You try to remember that you must not cross over from war into murder. I reached that realization at the time. I had some nightmares. I had some friends who were killed. But the experience is not something that torments me. It disgusted me but didn’t torment me. If I had killed women and children, I would imagine that would haunt me. In the brutality of combat, life is cheap. Then you come back to the civilian world, where life is precious. It’s surreal. The only thing that kept me sane was reading Catch-22.

Senator Max Cleland
Democrat of Georgia
War takes its toll, and anybody who doesn’t understand that hasn’t been to war. Part of it is the pain and guilt. It’s taken me 30 years or more to deal with the Vietnam War. I felt guilty coming back, and to be looked upon as a war hero was hard. I thought it was my own grenade that I had dropped that blew me up. (Cleland lost both legs and an arm in Vietnam.) And then a year and a half ago, I found out it was the guy getting off the helicopter behind me who dropped the grenade. I consider what happened to Bob to be a freak accident of war, and he has had to live with that just as I have had to live with what happened to me.

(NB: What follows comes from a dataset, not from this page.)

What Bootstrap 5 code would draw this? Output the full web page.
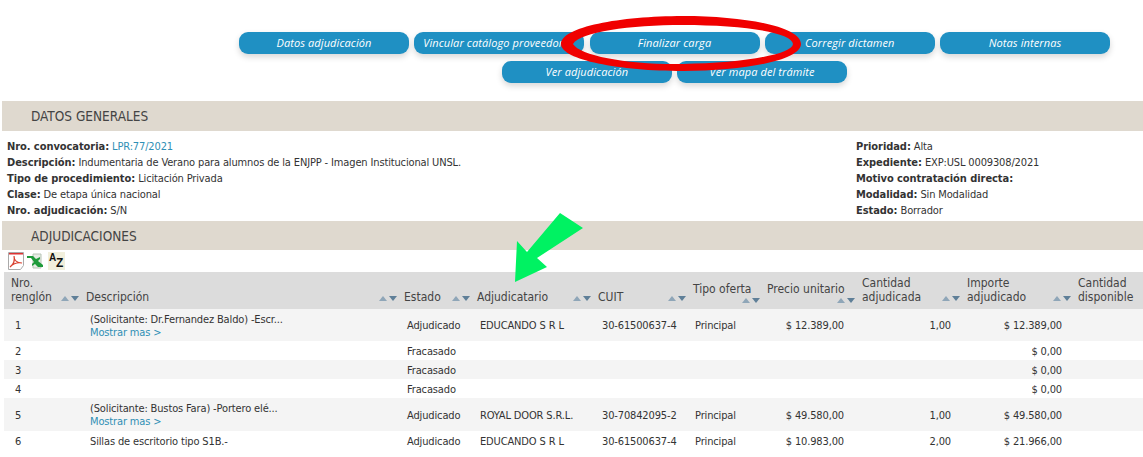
<!DOCTYPE html>
<html lang="es">
<head>
<meta charset="utf-8">
<title>Adjudicación</title>
<link rel="stylesheet" href="https://cdn.jsdelivr.net/npm/bootstrap@5.3.0/dist/css/bootstrap.min.css">
<style>
html,body{height:457px;overflow:hidden;background:#fff}
body{position:relative;font-family:"DejaVu Sans Condensed","DejaVu Sans",sans-serif;font-size:11px;letter-spacing:-.14px;color:#333;line-height:16px}
.acciones{margin-left:206px;padding-top:32px;height:101px;gap:7px 5.25px;align-content:flex-start}
.accion{width:170px;height:22px;padding:0 0 0 9px;border:0;border-radius:9px;background:#1f90c3;color:#fff;font:italic 11px/22px "Open Sans",sans-serif;letter-spacing:.1px;box-shadow:0 3px 6px rgba(0,0,0,.16);white-space:nowrap;overflow:hidden;text-align:center}
.accion.lleno{text-align:left}
.accion:not(.lleno){padding:0}
.seccion{margin-left:2px;background:#dfd9cf;padding-left:29px;color:#444;font-size:13.5px;letter-spacing:0}
.s1{height:30px;line-height:30px}
.s2{height:29px;line-height:30px}
.datos{height:90px;padding:8px 0 0 7px}
.datos-der{width:287px}
.datos b{font-weight:700;letter-spacing:-.06px}
a.enlace{color:#2f8fb5;text-decoration:none}
.iconos{height:22px;padding:2px 0 0 8px;gap:3px}
.tabla-wrap{margin-left:4px}
table.lista{table-layout:fixed;width:1139px;margin:0;font-size:11px;letter-spacing:-.14px;line-height:13px;--bs-table-bg:#fff;--bs-table-striped-bg:#f4f4f4;--bs-table-striped-color:#333;--bs-table-color:#333}
table.lista th{background:#dcdcdc;height:37px;padding:3px 3px 5px 7px;vertical-align:bottom;font-weight:400;font-size:12px;line-height:14px;letter-spacing:0;color:#444;box-shadow:none}
table.lista th.hc{padding-left:4px}
table.lista td{padding:1px 3px 0;vertical-align:middle;height:19px}
table.lista tr.alto1 td{height:32px}
table.lista tr.alto2 td{height:33px}
table.lista tr.bajo td{height:19px}
.cab{display:flex;justify-content:space-between;align-items:flex-end;gap:2px}
.cabw{display:block}
.orden{display:block;flex:none;margin-bottom:2px}
.orden-der{margin:1px 0 0 auto}
table.lista td.c-n{padding-left:11px}
table.lista td.c-d{padding-left:8px}
table.lista td.c-e{padding-left:7px}
table.lista td.c-c{padding-left:8px}
table.lista td.c-p{padding-left:6px}
table.lista td.c-r{text-align:right;padding-right:14px}
table.lista td.c-q{text-align:right;padding-right:12px}
.over{position:absolute;left:0;top:0;pointer-events:none}
.az{width:17px;height:18px;font:700 10px/10px "Liberation Sans",sans-serif;letter-spacing:0;background:#f1efdc;color:#111;display:block;position:relative}
.az i{position:absolute;font-style:normal;left:1px;top:1px}
.az u{position:absolute;text-decoration:none;left:8px;top:6px;font-size:12px}
</style>
</head>
<body>
<div class="acciones d-flex flex-wrap justify-content-center">
  <button class="accion" type="button">Datos adjudicación</button>
  <button class="accion lleno" type="button">Vincular catálogo proveedores</button>
  <button class="accion" type="button">Finalizar carga</button>
  <button class="accion" type="button">Corregir dictamen</button>
  <button class="accion" type="button">Notas internas</button>
  <button class="accion" type="button">Ver adjudicación</button>
  <button class="accion" type="button">Ver mapa del trámite</button>
</div>

<div class="seccion s1">DATOS GENERALES</div>
<div class="datos d-flex">
  <div class="flex-grow-1">
    <div><b>Nro. convocatoria:</b> <a class="enlace" href="#">LPR:77/2021</a></div>
    <div><b>Descripción:</b> Indumentaria de Verano para alumnos de la ENJPP - Imagen Institucional UNSL.</div>
    <div><b>Tipo de procedimiento:</b> Licitación Privada</div>
    <div><b>Clase:</b> De etapa única nacional</div>
    <div><b>Nro. adjudicación:</b> S/N</div>
  </div>
  <div class="datos-der">
    <div><b>Prioridad:</b> Alta</div>
    <div><b>Expediente:</b> EXP:USL 0009308/2021</div>
    <div><b>Motivo contratación directa:</b></div>
    <div><b>Modalidad:</b> Sin Modalidad</div>
    <div><b>Estado:</b> Borrador</div>
  </div>
</div>
<div class="seccion s2">ADJUDICACIONES</div>
<div class="iconos d-flex align-items-start">
  <svg width="16" height="18" viewBox="0 0 16 18" aria-label="PDF"><path d="M.5.5h15v13l-3 4H.5z" fill="#fff" stroke="#aaa"/><path d="M1 1v1.5h14V1z" fill="#d33"/><path d="M2 15c3-2 5-6 4-11 0 4 3 7 8 7-5-1-9 1-12 4z" fill="none" stroke="#d9402f" stroke-width="1.2"/></svg>
  <svg width="18" height="18" viewBox="0 0 18 18" aria-label="Excel"><path d="M6 2h8v14H6z" fill="#e6ede4" stroke="#b8c4b6"/><path d="M0 4h6l3 3 4-2v2l-2 2 5 4v2h-5l-3-3-3 2v-2l2-2-3-4H0z" fill="#1f9b3b"/></svg>
  <span class="az" aria-label="Ordenar"><i>A</i><u>Z</u></span>
</div>

<div class="tabla-wrap">
<table class="table table-striped table-borderless lista">
  <colgroup>
    <col style="width:78px"><col style="width:318px"><col style="width:73px"><col style="width:121px"><col style="width:95px"><col style="width:74px"><col style="width:95px"><col style="width:105px"><col style="width:111px"><col>
  </colgroup>
  <thead>
    <tr>
      <th><div class="cab"><span>Nro.<br>renglón</span><svg class="orden" width="18" height="7" viewBox="0 0 18 7"><path d="M0 6l4-5 4 5z" fill="#8fa6b8"/><path d="M10 1h8l-4 5z" fill="#5f7f98"/></svg></div></th>
      <th class="hc"><div class="cab"><span>Descripción</span><svg class="orden" width="18" height="7" viewBox="0 0 18 7"><path d="M0 6l4-5 4 5z" fill="#8fa6b8"/><path d="M10 1h8l-4 5z" fill="#5f7f98"/></svg></div></th>
      <th class="hc"><div class="cab"><span>Estado</span><svg class="orden" width="18" height="7" viewBox="0 0 18 7"><path d="M0 6l4-5 4 5z" fill="#8fa6b8"/><path d="M10 1h8l-4 5z" fill="#5f7f98"/></svg></div></th>
      <th class="hc"><div class="cab"><span>Adjudicatario</span><svg class="orden" width="18" height="7" viewBox="0 0 18 7"><path d="M0 6l4-5 4 5z" fill="#8fa6b8"/><path d="M10 1h8l-4 5z" fill="#5f7f98"/></svg></div></th>
      <th class="hc"><div class="cab"><span>CUIT</span><svg class="orden" width="18" height="7" viewBox="0 0 18 7"><path d="M0 6l4-5 4 5z" fill="#8fa6b8"/><path d="M10 1h8l-4 5z" fill="#5f7f98"/></svg></div></th>
      <th class="hc"><span class="cabw">Tipo oferta</span><svg class="orden orden-der" width="18" height="7" viewBox="0 0 18 7"><path d="M0 6l4-5 4 5z" fill="#8fa6b8"/><path d="M10 1h8l-4 5z" fill="#5f7f98"/></svg></th>
      <th class="hc"><span class="cabw">Precio unitario</span><svg class="orden orden-der" width="18" height="7" viewBox="0 0 18 7"><path d="M0 6l4-5 4 5z" fill="#8fa6b8"/><path d="M10 1h8l-4 5z" fill="#5f7f98"/></svg></th>
      <th class="hc"><div class="cab"><span>Cantidad<br>adjudicada</span><svg class="orden" width="18" height="7" viewBox="0 0 18 7"><path d="M0 6l4-5 4 5z" fill="#8fa6b8"/><path d="M10 1h8l-4 5z" fill="#5f7f98"/></svg></div></th>
      <th class="hc"><div class="cab"><span>Importe<br>adjudicado</span><svg class="orden" width="18" height="7" viewBox="0 0 18 7"><path d="M0 6l4-5 4 5z" fill="#8fa6b8"/><path d="M10 1h8l-4 5z" fill="#5f7f98"/></svg></div></th>
      <th class="hc">Cantidad<br>disponible</th>
    </tr>
  </thead>
  <tbody>
    <tr class="alto1"><td class="c-n">1</td><td class="c-d">(Solicitante: Dr.Fernandez Baldo) -Escr...<br><a class="enlace" href="#">Mostrar mas &gt;</a></td><td class="c-e">Adjudicado</td><td class="c-e">EDUCANDO S R L</td><td class="c-c">30-61500637-4</td><td class="c-p">Principal</td><td class="c-r">$ 12.389,00</td><td class="c-q">1,00</td><td class="c-q">$ 12.389,00</td><td></td></tr>
    <tr class="bajo"><td class="c-n">2</td><td></td><td class="c-e">Fracasado</td><td></td><td></td><td></td><td></td><td></td><td class="c-q">$ 0,00</td><td></td></tr>
    <tr class="bajo"><td class="c-n">3</td><td></td><td class="c-e">Fracasado</td><td></td><td></td><td></td><td></td><td></td><td class="c-q">$ 0,00</td><td></td></tr>
    <tr class="bajo"><td class="c-n">4</td><td></td><td class="c-e">Fracasado</td><td></td><td></td><td></td><td></td><td></td><td class="c-q">$ 0,00</td><td></td></tr>
    <tr class="alto2"><td class="c-n">5</td><td class="c-d">(Solicitante: Bustos Fara) -Portero elé...<br><a class="enlace" href="#">Mostrar mas &gt;</a></td><td class="c-e">Adjudicado</td><td class="c-e">ROYAL DOOR S.R.L.</td><td class="c-c">30-70842095-2</td><td class="c-p">Principal</td><td class="c-r">$ 49.580,00</td><td class="c-q">1,00</td><td class="c-q">$ 49.580,00</td><td></td></tr>
    <tr class="bajo"><td class="c-n">6</td><td class="c-d">Sillas de escritorio tipo S1B.-</td><td class="c-e">Adjudicado</td><td class="c-e">EDUCANDO S R L</td><td class="c-c">30-61500637-4</td><td class="c-p">Principal</td><td class="c-r">$ 10.983,00</td><td class="c-q">2,00</td><td class="c-q">$ 21.966,00</td><td></td></tr>
  </tbody>
</table>
</div>

<svg class="over" width="1143" height="457" viewBox="0 0 1143 457" aria-hidden="true">
  <path fill-rule="evenodd" fill="#f00000" d="M561 44C561 27 620 16 683 16C746 16 801 27 801 44C801 60 746 71 683 71C620 71 561 60 561 44ZM573 44C580 56 630 65 683 64C740 63 792 55 793 44C792 32 740 25 683 25C630 25 580 32 573 44Z"/>
  <path fill="#00f262" d="M515 282L517 241L527 252L560 213L583 228L537 258L547 267Z"/>
</svg>
</body>
</html>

In war innocent people get killednot intentionally, but they do, and young men end up killing young men, and that stays with you for the rest of your life. It’s not something you brag about, but it’s something you live with. One way to deal with the pain and guilt is you find a place of sanctuary where people won’t condemn you. I created such a place because so many veterans came back from Vietnam who had these kinds of problems. I created the Vet Center program. There were 15 centers in 1980; now there are about 200. So there are hundreds of thousands of Bob Kerreys out there just from Vietnam, not to mention Desert Storm or Somalia. Don’t blame them for fighting for their lives.

Barry Romo
National Coordinator, Vietnam Veterans Against the War
Everything is backwards. People shouldn’t be looking at Kerrey as a victim but at the families of the Vietnamese who were killed. If Kerrey killed them by accident, and knew it, then he owed them some reparation. If he did line them up and shoot them, then you don’t get away with murder because you wear a uniform.